Your objective:
Provide the count of lines that hold "with" and no other output.
start Task material
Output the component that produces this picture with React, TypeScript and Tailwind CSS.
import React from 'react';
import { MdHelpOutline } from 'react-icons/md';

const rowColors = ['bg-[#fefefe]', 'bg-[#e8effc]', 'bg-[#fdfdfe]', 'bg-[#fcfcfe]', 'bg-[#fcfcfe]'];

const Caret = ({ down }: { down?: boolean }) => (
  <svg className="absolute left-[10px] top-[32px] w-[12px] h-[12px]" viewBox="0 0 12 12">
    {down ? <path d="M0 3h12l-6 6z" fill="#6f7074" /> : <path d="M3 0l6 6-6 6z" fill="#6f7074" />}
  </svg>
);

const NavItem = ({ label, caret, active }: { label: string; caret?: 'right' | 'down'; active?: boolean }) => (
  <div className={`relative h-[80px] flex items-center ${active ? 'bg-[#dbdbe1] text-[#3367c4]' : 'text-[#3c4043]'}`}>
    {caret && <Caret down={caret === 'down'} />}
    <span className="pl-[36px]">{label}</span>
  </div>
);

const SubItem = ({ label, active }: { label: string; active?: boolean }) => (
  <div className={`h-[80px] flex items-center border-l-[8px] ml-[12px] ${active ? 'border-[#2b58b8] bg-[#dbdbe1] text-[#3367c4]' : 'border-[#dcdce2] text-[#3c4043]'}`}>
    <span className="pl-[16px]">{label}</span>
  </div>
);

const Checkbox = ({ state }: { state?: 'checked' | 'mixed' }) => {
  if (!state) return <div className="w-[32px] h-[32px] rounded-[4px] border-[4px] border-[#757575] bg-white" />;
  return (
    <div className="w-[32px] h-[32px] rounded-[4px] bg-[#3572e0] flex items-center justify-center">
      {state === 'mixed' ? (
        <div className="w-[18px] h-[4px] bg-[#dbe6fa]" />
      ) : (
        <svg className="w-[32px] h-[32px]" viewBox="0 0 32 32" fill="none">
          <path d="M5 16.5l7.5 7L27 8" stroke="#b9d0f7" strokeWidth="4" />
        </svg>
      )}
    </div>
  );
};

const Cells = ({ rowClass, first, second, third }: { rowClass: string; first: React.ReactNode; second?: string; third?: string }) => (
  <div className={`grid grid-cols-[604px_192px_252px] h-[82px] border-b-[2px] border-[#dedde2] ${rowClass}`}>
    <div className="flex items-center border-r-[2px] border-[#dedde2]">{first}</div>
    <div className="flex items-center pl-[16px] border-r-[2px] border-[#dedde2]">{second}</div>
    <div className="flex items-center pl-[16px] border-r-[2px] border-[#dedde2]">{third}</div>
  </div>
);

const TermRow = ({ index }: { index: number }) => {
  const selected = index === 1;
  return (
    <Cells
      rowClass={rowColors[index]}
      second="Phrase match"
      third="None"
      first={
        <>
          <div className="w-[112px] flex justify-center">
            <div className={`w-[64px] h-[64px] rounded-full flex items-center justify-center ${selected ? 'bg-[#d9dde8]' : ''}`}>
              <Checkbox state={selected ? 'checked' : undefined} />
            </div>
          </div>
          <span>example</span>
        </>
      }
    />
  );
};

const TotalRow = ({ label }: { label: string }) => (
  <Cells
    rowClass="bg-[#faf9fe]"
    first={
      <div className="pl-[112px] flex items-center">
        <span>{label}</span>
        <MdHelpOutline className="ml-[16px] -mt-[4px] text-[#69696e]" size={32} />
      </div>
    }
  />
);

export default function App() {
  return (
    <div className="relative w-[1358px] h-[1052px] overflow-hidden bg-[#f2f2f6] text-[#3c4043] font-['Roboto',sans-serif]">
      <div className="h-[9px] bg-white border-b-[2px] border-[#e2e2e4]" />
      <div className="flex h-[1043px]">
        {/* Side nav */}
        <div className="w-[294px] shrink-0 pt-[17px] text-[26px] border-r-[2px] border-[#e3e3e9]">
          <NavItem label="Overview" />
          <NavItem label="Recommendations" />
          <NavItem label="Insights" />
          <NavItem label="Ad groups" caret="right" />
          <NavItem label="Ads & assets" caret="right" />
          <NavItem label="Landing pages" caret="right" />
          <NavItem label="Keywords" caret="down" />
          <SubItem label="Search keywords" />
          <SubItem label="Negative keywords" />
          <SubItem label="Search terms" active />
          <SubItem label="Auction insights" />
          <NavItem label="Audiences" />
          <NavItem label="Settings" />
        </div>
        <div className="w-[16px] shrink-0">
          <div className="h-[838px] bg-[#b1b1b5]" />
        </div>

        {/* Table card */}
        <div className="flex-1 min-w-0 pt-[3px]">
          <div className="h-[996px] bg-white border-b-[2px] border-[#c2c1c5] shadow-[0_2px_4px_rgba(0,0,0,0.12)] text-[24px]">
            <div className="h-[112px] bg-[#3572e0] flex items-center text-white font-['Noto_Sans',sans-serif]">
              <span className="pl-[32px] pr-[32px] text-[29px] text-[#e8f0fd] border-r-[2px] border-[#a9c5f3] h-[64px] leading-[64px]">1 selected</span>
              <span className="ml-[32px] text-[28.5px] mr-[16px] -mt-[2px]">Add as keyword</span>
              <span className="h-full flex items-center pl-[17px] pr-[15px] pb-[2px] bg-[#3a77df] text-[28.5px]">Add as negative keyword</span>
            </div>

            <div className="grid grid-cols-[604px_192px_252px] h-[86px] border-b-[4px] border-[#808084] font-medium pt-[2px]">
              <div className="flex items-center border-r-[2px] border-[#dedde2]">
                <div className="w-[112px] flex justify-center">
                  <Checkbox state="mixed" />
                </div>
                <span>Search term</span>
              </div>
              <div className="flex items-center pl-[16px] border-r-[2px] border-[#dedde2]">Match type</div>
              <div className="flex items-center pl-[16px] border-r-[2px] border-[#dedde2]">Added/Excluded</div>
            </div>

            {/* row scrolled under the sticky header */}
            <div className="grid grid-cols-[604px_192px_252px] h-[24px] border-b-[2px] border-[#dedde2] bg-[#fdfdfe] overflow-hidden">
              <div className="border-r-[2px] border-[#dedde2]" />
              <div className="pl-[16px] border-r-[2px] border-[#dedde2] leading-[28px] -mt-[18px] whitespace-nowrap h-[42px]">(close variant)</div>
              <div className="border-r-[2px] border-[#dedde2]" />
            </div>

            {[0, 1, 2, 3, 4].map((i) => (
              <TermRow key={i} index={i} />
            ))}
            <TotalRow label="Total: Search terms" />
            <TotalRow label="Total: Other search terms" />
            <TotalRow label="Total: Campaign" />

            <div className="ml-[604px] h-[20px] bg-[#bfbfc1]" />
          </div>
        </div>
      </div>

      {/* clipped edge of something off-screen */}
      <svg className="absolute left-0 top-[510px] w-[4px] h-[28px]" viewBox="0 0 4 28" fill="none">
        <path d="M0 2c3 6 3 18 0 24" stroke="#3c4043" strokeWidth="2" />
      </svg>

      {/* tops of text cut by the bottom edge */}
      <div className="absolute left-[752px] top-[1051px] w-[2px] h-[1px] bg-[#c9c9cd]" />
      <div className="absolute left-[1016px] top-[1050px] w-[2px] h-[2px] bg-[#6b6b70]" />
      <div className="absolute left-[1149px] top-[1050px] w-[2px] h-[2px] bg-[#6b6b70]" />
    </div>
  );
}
end Task material
start Task material
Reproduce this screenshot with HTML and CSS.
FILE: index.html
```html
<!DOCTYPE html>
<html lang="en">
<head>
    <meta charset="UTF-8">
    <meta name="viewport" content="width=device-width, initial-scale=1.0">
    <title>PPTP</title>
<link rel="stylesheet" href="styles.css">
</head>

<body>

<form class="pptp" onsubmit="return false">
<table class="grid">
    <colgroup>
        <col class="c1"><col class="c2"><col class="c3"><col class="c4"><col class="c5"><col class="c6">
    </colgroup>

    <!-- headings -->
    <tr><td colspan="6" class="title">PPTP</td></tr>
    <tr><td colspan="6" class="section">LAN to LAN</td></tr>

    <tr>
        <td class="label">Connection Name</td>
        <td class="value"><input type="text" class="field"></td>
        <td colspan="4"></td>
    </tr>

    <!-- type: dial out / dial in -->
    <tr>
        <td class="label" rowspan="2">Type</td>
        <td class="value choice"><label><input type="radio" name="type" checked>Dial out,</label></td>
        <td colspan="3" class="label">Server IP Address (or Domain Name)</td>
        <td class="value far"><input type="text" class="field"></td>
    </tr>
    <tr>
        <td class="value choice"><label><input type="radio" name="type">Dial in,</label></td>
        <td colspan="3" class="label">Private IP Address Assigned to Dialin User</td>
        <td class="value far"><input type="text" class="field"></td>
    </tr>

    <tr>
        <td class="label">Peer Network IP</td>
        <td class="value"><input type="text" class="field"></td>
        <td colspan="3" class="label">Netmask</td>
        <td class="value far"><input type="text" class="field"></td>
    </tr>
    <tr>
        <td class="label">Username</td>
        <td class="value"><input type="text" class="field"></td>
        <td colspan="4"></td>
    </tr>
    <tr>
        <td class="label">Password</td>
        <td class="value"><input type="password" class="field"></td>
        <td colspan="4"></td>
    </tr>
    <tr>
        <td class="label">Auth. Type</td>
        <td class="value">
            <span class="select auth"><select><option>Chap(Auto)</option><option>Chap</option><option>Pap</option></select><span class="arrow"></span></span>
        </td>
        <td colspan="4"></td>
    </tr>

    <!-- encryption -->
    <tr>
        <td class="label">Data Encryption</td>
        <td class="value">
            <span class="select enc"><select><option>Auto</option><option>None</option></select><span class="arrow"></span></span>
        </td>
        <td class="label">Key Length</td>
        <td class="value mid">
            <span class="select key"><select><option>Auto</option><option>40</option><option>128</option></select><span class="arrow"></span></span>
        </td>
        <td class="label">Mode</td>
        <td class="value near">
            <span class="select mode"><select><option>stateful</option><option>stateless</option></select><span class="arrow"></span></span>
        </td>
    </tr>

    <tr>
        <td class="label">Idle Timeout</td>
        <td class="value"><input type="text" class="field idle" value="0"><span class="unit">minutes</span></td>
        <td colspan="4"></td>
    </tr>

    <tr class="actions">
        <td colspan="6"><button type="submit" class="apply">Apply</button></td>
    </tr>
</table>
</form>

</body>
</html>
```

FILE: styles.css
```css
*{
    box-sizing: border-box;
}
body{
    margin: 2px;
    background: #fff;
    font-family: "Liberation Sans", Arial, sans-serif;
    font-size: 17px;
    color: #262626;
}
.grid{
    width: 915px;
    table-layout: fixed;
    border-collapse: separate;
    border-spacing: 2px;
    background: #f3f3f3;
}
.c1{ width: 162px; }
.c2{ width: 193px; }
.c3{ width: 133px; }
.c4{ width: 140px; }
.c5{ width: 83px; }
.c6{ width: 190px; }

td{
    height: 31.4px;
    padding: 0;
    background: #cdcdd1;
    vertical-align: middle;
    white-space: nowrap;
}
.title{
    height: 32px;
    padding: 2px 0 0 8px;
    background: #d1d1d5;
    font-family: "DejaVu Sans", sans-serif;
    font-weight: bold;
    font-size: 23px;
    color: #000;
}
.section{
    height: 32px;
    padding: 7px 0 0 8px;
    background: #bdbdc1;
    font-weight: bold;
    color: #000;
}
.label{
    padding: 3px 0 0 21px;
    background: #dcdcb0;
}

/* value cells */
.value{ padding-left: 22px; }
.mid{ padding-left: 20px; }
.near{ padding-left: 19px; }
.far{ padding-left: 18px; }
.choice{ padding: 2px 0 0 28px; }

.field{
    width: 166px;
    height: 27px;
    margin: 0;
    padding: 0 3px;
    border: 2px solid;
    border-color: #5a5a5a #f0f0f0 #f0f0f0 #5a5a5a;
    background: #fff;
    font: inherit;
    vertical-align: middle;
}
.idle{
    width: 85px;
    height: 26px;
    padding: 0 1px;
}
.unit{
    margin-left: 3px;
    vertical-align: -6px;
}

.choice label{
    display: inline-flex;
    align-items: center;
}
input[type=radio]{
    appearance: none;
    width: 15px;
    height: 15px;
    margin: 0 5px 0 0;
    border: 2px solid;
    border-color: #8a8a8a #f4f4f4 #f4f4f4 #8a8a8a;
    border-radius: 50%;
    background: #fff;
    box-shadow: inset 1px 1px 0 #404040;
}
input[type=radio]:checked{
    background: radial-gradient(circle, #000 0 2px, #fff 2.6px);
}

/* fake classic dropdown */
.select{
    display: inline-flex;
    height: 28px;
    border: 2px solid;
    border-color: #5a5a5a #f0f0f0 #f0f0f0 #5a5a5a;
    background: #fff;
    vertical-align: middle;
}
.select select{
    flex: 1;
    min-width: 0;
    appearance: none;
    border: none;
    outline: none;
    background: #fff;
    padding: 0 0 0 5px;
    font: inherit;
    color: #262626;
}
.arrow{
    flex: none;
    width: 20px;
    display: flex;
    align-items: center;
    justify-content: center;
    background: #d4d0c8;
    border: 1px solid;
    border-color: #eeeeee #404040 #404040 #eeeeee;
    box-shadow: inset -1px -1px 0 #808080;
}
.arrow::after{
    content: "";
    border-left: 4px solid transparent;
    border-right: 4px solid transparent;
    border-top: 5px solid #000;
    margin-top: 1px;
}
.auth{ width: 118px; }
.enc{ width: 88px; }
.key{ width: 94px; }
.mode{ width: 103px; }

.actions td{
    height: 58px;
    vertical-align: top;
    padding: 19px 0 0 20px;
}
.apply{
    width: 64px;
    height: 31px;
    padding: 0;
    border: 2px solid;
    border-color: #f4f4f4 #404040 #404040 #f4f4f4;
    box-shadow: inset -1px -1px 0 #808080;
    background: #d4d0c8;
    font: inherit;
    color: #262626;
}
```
end Task material
Solution below:
2